Corpus Christi: the land of missed opportunities

EditorialScan
Illustration by Tony Lara

Corpus Christi occupies a unique place in, not just Texas, but also the outside world in general. Like a crevice, winds of change and progress waft over the city with the occasional sprinkle of culture and innovation managing to trickle through.

Though this may be a bleak outlook for the inhabitants of the city, the reality of such a situation is a great motivating factor for young graduates who have cleared the obstacles to achieve their dream careers and are ready to make the next step toward putting their new skills to work. However, the options for many fields remain few and far between as the city has chosen to orient more toward industrial and service-industry jobs rather than technical work.

The problem does not seem to stem new technology firms expressing a lack of interest in the city. Major hurdles seem to lay with a resistance to progress by those who make many of the decisions in the city. For example, a recent proposed wind farm within the city’s extraterritorial jurisdiction is facing resistance from City Council members who say the presence would stunt the growth of Southside area.

However, the issue at hand there is not whether such a proposal stunts growth, but whether it is the kind of growth the City Council has in mind.
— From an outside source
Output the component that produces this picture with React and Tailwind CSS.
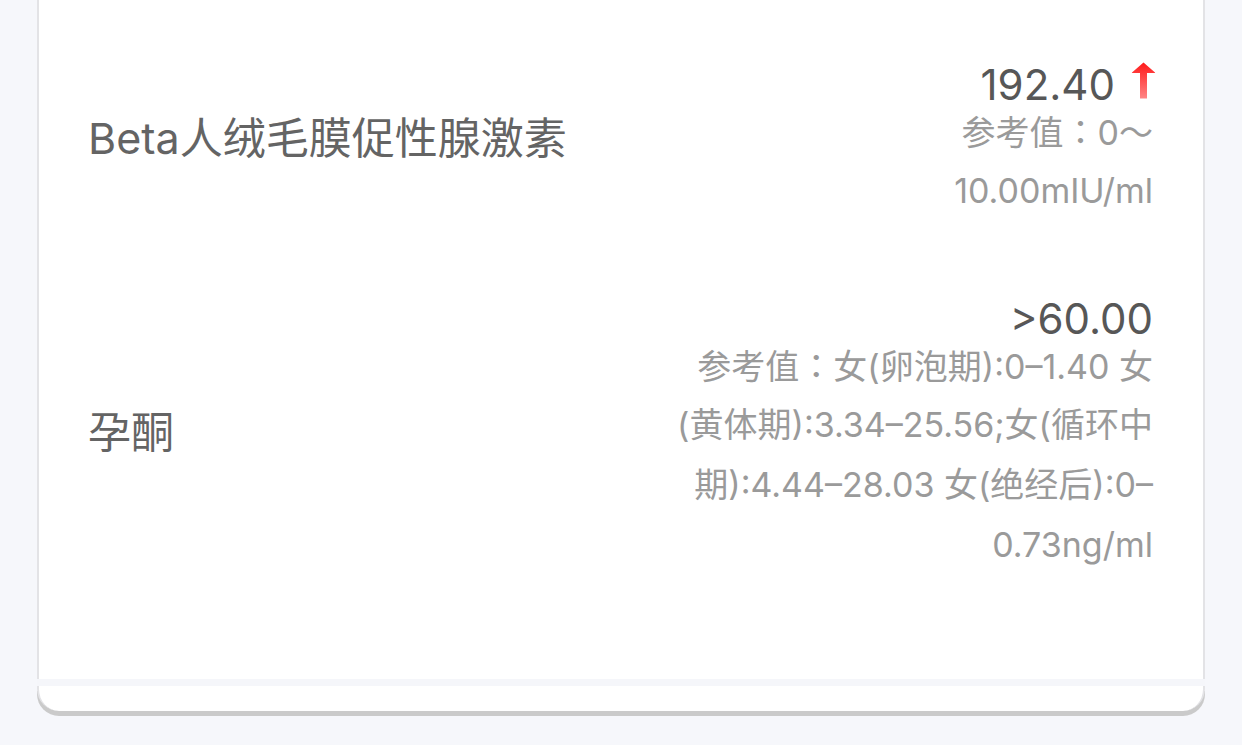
import React from 'react';

const items = [
    {
        name: 'Beta人绒毛膜促性腺激素',
        value: '192.40',
        high: true,
        ref: [['参考值', '0～'], ['', '10.00mIU/ml']],
    },
    {
        name: '孕酮',
        value: '>60.00',
        high: false,
        ref: [
            ['参考值', '女(卵泡期):0–1.40 女'],
            ['', '(黄体期):3.34–25.56;女(循环中'],
            ['', '期):4.44–28.03 女(绝经后):0–'],
            ['', '0.73ng/ml'],
        ],
    },
];

function UpArrow() {
    return (
        <svg width="25" height="37" viewBox="0 0 25 37" className="ml-[16px] mr-[-3px] mb-[2px] shrink-0">
            <defs>
                <linearGradient id="arrowRed" x1="0" y1="0" x2="0" y2="1">
                    <stop offset="0%" stopColor="#ff1a1a" />
                    <stop offset="100%" stopColor="#ff8585" />
                </linearGradient>
            </defs>
            <path d="M12.5 0.5 L24 10.5 Q24.5 11 23.5 11 L16 11 L16 36.5 L9 36.5 L9 11 L1.5 11 Q0.5 11 1 10.5 Z" fill="url(#arrowRed)" />
        </svg>
    );
}

export default function App() {
    return (
        <div className="min-h-[745px] w-full bg-[#f6f7fb] font-['Inter','Noto_Sans_CJK_SC',sans-serif]">
            <div className="ml-[37px] w-[1168px]">
                <div className="bg-white border-x-2 border-[#e3e3e6] pl-[49px] pr-[50px] pt-[28px] pb-[63px]">
                    {items.map((item) => (
                        <div key={item.name} className="flex items-center justify-between py-[41px]">
                            <div className="text-[43px] h-[50px] leading-[50px] text-[#646464] mb-[14px] whitespace-nowrap">{item.name}</div>
                            <div className="flex flex-col items-end text-right">
                                <div className="flex items-end h-[32px]">
                                    <span className="text-[42px] leading-[32px] text-[#575757]">{item.value}</span>
                                    {item.high && <UpArrow />}
                                </div>
                                {item.ref.map(([label, text]) => (
                                    <div key={text} className="h-[60px] text-[34px] leading-[60px] text-[#9a9a9a] whitespace-nowrap">
                                        {label && (
                                            <>
                                                {label}
                                                <span className="font-['Noto_Sans_CJK_TC',sans-serif]">：</span>
                                            </>
                                        )}
                                        {text}
                                    </div>
                                ))}
                            </div>
                        </div>
                    ))}
                </div>
                <div className="h-[7px] bg-[#f5f6fa]"></div>
                <div className="h-[25px] bg-white rounded-b-[22px] border-x-2 border-[#e3e3e6] shadow-[0_5px_0_#cacaca]"></div>
            </div>
        </div>
    );
}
Would a new technological corridor provide jobs to those who are enrolled in such forward-looking programs like those offered in area schools, including Del Mar College, or continue the traditional expansion oriented toward those who profit most off land speculation?

Is the city truly exploring a diverse group of options and optimizing the potential areas of growth or is the direction of progress guided by determining what will benefit friends and investors of local politicians and interests best?

Those who remain in the city to improve it may fall victim to the idea that these standardized ways of bringing about change are the only means by which they can go about. The answer is not to become part of the normal power relations in the city, but for each up-and-coming generation to take the initiative to redefine the inward-looking industrial culture of the city into an outward-oriented one with a multitude of options for growth.

It would take students working together, organized, to make the sorts of demands necessary to diversify the options Corpus Christi has to offer, and not just have the city remain a base from which to pursue a career in the oil fields, nursing or other traditional roles.

This is not to say such occupations are not part of the greater make up of the city, but untapped potential resides not just the city’s value in renewable energy experimentation but also in diverse cultural options such as art, music and film. It is, after all, not simply the work that keeps people rooted in a city, but also the recreational options the area boasts.

Old ideas and traditions, especially those that are found in a city trapped in stagnation and mediocre progressivism like Corpus Christi, are difficult to uproot. That is why it will take the newer generations, mindful of the options presented by the outside world, to take up the tools to strike at the root before passing them on to the ones that come next.